_Request_
Pull out from the material below all lines with "this".

_Provided material_

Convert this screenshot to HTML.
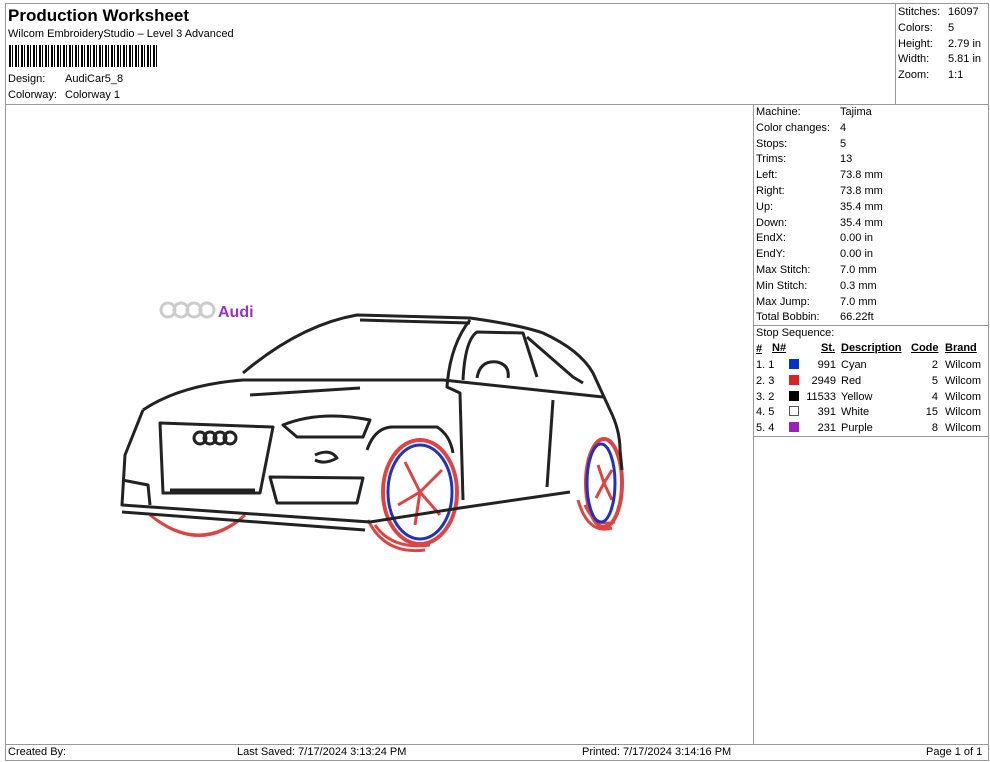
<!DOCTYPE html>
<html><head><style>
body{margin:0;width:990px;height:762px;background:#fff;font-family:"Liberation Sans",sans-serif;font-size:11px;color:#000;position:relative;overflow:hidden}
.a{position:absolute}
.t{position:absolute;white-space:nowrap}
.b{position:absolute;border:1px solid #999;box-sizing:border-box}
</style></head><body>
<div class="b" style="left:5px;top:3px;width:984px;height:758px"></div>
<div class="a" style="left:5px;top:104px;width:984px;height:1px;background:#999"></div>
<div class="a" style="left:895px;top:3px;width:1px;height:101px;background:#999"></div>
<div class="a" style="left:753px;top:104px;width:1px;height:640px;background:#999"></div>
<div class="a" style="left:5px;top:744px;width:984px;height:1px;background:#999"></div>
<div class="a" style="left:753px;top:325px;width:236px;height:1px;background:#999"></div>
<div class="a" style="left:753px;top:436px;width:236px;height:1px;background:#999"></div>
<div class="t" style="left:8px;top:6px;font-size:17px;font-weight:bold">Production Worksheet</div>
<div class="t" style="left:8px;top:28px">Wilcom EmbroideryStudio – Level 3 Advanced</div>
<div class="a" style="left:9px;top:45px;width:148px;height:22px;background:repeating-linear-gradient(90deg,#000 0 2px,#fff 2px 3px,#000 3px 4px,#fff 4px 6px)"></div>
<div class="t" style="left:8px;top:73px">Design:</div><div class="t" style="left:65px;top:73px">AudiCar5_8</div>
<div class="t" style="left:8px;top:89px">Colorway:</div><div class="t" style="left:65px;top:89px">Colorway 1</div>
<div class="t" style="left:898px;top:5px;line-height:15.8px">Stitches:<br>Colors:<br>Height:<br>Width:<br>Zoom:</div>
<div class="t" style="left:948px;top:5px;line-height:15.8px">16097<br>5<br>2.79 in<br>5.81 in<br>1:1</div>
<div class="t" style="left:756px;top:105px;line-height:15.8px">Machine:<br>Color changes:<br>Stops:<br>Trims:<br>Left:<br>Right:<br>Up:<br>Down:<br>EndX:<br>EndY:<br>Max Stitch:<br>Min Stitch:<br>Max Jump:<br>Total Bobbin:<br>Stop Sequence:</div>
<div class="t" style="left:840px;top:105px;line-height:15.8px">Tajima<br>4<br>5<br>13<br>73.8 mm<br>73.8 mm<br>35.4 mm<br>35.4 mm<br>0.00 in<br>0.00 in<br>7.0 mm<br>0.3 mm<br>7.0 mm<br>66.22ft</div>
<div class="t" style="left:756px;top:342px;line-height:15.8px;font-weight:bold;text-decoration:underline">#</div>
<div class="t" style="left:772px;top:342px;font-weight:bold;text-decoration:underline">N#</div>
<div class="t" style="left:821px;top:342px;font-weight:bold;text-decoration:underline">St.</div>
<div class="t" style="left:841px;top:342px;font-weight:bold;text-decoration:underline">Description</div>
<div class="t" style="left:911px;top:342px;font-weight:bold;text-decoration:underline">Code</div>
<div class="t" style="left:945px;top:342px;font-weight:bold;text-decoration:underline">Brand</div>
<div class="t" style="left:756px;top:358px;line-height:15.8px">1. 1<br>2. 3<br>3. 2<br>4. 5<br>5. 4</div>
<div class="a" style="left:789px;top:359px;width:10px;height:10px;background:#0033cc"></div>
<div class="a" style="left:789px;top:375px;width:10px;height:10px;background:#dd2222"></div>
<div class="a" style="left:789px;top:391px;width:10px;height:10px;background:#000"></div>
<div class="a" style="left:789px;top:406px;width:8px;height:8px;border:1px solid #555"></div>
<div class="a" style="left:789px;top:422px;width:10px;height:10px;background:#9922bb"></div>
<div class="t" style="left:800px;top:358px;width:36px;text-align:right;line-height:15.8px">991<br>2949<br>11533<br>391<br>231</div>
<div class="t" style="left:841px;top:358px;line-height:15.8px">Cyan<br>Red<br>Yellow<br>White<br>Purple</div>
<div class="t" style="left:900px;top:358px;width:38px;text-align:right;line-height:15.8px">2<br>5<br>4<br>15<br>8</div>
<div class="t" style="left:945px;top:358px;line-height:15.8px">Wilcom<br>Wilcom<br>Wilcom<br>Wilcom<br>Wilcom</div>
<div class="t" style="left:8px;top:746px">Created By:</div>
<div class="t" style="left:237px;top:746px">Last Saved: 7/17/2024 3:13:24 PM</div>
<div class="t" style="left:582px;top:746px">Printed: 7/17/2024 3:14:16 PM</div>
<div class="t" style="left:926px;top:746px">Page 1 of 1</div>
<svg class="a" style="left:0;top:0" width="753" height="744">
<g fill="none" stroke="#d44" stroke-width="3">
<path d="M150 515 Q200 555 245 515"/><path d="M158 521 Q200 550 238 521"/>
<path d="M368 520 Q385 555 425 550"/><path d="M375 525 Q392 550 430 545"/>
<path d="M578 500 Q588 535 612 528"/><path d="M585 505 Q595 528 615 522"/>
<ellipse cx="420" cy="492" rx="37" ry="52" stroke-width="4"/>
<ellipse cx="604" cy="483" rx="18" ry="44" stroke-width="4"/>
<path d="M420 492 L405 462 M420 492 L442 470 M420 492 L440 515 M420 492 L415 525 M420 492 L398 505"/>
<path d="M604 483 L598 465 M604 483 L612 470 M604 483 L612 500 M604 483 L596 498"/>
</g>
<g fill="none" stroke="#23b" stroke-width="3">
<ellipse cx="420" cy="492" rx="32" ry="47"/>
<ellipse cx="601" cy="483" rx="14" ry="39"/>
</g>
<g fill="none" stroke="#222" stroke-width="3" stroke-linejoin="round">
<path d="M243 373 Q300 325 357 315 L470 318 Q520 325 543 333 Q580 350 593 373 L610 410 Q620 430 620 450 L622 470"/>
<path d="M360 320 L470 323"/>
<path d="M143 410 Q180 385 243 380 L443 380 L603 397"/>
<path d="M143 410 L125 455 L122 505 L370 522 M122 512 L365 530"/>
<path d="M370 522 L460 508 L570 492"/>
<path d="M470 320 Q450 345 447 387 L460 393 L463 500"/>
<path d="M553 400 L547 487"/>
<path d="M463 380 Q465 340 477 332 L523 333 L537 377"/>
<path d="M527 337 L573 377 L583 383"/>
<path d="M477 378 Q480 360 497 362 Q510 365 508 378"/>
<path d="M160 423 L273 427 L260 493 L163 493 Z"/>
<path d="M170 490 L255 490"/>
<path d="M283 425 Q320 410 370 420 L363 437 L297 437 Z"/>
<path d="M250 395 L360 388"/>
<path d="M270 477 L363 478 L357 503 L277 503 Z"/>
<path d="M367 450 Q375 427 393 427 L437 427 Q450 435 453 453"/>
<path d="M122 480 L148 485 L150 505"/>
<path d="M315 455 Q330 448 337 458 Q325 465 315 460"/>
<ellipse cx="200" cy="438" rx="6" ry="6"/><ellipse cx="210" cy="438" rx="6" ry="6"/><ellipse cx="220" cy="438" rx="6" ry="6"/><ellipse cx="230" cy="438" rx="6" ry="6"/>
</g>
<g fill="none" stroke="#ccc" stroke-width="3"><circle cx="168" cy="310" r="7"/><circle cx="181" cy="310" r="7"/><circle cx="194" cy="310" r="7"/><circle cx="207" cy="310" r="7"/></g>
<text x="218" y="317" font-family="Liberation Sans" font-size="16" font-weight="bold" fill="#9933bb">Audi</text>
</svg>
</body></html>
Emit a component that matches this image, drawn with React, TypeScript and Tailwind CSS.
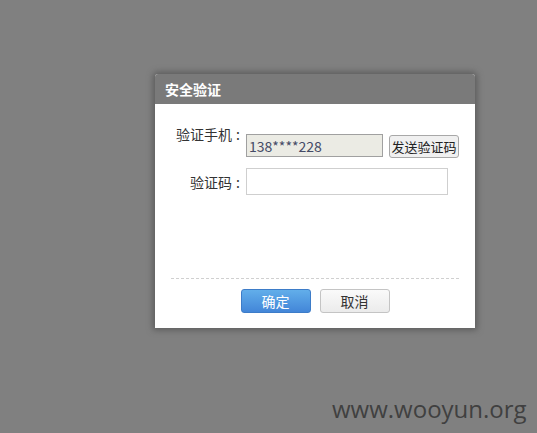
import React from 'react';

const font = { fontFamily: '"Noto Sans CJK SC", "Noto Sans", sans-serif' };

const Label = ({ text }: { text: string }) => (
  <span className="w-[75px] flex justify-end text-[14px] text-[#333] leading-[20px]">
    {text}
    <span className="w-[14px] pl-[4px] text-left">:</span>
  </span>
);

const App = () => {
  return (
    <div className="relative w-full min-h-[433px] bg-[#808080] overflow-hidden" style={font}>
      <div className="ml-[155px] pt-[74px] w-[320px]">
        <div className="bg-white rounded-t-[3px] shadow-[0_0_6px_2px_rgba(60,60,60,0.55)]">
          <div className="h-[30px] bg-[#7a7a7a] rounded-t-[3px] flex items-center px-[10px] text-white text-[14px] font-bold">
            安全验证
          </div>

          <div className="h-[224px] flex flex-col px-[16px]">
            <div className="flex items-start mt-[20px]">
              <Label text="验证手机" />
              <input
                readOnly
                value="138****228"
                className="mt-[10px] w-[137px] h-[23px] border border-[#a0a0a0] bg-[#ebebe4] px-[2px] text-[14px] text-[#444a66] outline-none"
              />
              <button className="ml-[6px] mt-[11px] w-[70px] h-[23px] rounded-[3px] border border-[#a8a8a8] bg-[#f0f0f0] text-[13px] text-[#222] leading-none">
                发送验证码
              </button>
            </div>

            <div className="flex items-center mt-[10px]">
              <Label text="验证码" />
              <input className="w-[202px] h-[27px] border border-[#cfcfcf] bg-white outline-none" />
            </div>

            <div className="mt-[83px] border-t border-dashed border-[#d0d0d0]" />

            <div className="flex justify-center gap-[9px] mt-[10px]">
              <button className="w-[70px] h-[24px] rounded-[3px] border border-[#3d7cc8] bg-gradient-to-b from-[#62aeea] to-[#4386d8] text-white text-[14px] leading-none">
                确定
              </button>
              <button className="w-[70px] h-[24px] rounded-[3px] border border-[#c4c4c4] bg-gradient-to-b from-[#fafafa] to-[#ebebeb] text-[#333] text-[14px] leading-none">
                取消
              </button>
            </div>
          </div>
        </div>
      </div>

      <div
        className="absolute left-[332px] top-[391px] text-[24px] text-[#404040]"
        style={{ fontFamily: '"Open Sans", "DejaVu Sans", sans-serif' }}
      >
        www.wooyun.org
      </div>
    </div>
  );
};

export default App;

_Solution below_
Convert this screenshot to HTML.
Emit a component that matches this image, drawn with React, TypeScript and Tailwind CSS.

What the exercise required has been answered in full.